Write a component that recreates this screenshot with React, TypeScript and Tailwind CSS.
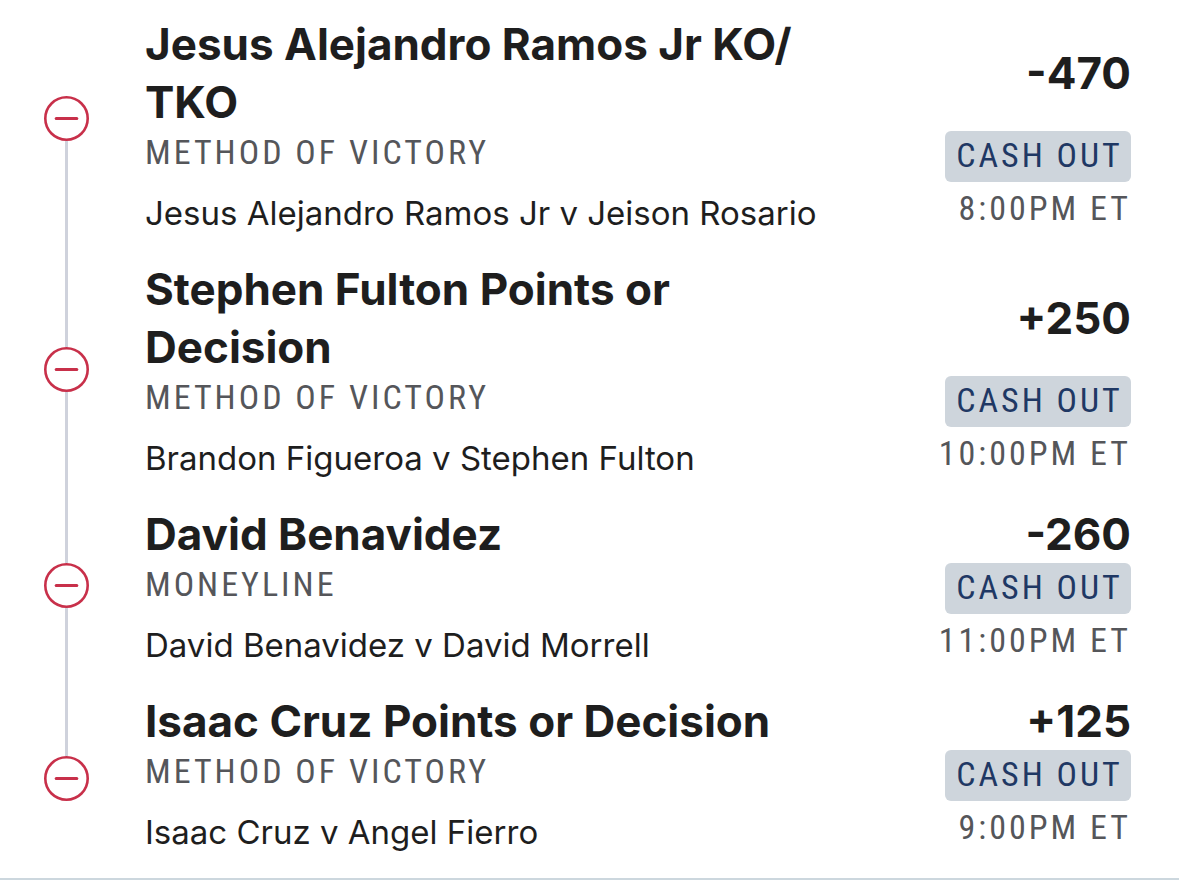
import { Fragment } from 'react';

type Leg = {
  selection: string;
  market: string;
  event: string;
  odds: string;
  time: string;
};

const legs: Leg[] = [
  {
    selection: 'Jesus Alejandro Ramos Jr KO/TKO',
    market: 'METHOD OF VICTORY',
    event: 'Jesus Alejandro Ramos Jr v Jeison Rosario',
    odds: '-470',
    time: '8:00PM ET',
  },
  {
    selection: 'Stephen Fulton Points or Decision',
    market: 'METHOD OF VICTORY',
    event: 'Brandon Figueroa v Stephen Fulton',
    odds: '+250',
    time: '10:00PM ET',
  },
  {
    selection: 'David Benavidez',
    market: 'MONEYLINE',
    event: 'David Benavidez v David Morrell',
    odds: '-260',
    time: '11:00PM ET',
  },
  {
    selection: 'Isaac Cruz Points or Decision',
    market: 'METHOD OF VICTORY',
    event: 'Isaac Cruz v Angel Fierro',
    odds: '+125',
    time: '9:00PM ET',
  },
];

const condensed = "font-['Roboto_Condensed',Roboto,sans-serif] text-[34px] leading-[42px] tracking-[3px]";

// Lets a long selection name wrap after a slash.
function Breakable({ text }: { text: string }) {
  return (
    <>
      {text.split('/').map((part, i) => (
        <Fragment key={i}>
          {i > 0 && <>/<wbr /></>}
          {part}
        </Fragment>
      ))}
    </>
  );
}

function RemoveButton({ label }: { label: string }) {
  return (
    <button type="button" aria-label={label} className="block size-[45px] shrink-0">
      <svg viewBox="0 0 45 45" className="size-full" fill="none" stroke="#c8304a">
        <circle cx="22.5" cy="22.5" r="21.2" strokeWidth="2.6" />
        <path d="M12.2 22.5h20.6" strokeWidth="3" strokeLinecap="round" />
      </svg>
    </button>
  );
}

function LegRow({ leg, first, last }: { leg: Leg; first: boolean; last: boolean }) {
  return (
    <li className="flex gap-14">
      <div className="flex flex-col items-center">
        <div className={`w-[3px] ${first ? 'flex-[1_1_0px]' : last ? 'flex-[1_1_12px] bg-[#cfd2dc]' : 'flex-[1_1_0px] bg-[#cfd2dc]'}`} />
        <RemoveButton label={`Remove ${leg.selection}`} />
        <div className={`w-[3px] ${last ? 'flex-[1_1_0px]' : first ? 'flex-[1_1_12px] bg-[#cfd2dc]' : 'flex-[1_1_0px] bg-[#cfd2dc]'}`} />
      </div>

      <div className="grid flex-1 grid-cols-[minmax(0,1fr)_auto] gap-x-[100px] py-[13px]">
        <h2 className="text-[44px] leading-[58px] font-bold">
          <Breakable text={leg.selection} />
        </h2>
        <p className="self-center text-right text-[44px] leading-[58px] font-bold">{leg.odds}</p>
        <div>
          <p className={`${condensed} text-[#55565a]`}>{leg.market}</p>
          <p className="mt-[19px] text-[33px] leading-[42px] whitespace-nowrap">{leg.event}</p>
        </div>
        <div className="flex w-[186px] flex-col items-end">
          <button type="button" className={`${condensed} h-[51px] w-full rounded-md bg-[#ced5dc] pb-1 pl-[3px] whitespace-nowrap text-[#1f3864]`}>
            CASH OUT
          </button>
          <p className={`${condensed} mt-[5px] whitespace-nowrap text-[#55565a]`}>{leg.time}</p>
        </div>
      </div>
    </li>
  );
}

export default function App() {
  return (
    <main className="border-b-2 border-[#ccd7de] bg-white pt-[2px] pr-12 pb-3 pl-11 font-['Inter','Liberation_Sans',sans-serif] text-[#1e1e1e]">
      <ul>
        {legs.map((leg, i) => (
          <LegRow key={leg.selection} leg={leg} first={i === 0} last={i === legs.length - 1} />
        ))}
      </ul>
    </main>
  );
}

▶ [Task goal] Your task is to reproduce all of the material exactly. The pictures stay out.

▶ [Solved exercise]
Write a component that recreates this screenshot with React, TypeScript and Tailwind CSS.
import { Fragment } from 'react';

type Leg = {
  selection: string;
  market: string;
  event: string;
  odds: string;
  time: string;
};

const legs: Leg[] = [
  {
    selection: 'Jesus Alejandro Ramos Jr KO/TKO',
    market: 'METHOD OF VICTORY',
    event: 'Jesus Alejandro Ramos Jr v Jeison Rosario',
    odds: '-470',
    time: '8:00PM ET',
  },
  {
    selection: 'Stephen Fulton Points or Decision',
    market: 'METHOD OF VICTORY',
    event: 'Brandon Figueroa v Stephen Fulton',
    odds: '+250',
    time: '10:00PM ET',
  },
  {
    selection: 'David Benavidez',
    market: 'MONEYLINE',
    event: 'David Benavidez v David Morrell',
    odds: '-260',
    time: '11:00PM ET',
  },
  {
    selection: 'Isaac Cruz Points or Decision',
    market: 'METHOD OF VICTORY',
    event: 'Isaac Cruz v Angel Fierro',
    odds: '+125',
    time: '9:00PM ET',
  },
];

const condensed = "font-['Roboto_Condensed',Roboto,sans-serif] text-[34px] leading-[42px] tracking-[3px]";

// Lets a long selection name wrap after a slash.
function Breakable({ text }: { text: string }) {
  return (
    <>
      {text.split('/').map((part, i) => (
        <Fragment key={i}>
          {i > 0 && <>/<wbr /></>}
          {part}
        </Fragment>
      ))}
    </>
  );
}

function RemoveButton({ label }: { label: string }) {
  return (
    <button type="button" aria-label={label} className="block size-[45px] shrink-0">
      <svg viewBox="0 0 45 45" className="size-full" fill="none" stroke="#c8304a">
        <circle cx="22.5" cy="22.5" r="21.2" strokeWidth="2.6" />
        <path d="M12.2 22.5h20.6" strokeWidth="3" strokeLinecap="round" />
      </svg>
    </button>
  );
}

function LegRow({ leg, first, last }: { leg: Leg; first: boolean; last: boolean }) {
  return (
    <li className="flex gap-14">
      <div className="flex flex-col items-center">
        <div className={`w-[3px] ${first ? 'flex-[1_1_0px]' : last ? 'flex-[1_1_12px] bg-[#cfd2dc]' : 'flex-[1_1_0px] bg-[#cfd2dc]'}`} />
        <RemoveButton label={`Remove ${leg.selection}`} />
        <div className={`w-[3px] ${last ? 'flex-[1_1_0px]' : first ? 'flex-[1_1_12px] bg-[#cfd2dc]' : 'flex-[1_1_0px] bg-[#cfd2dc]'}`} />
      </div>

      <div className="grid flex-1 grid-cols-[minmax(0,1fr)_auto] gap-x-[100px] py-[13px]">
        <h2 className="text-[44px] leading-[58px] font-bold">
          <Breakable text={leg.selection} />
        </h2>
        <p className="self-center text-right text-[44px] leading-[58px] font-bold">{leg.odds}</p>
        <div>
          <p className={`${condensed} text-[#55565a]`}>{leg.market}</p>
          <p className="mt-[19px] text-[33px] leading-[42px] whitespace-nowrap">{leg.event}</p>
        </div>
        <div className="flex w-[186px] flex-col items-end">
          <button type="button" className={`${condensed} h-[51px] w-full rounded-md bg-[#ced5dc] pb-1 pl-[3px] whitespace-nowrap text-[#1f3864]`}>
            CASH OUT
          </button>
          <p className={`${condensed} mt-[5px] whitespace-nowrap text-[#55565a]`}>{leg.time}</p>
        </div>
      </div>
    </li>
  );
}

export default function App() {
  return (
    <main className="border-b-2 border-[#ccd7de] bg-white pt-[2px] pr-12 pb-3 pl-11 font-['Inter','Liberation_Sans',sans-serif] text-[#1e1e1e]">
      <ul>
        {legs.map((leg, i) => (
          <LegRow key={leg.selection} leg={leg} first={i === 0} last={i === legs.length - 1} />
        ))}
      </ul>
    </main>
  );
}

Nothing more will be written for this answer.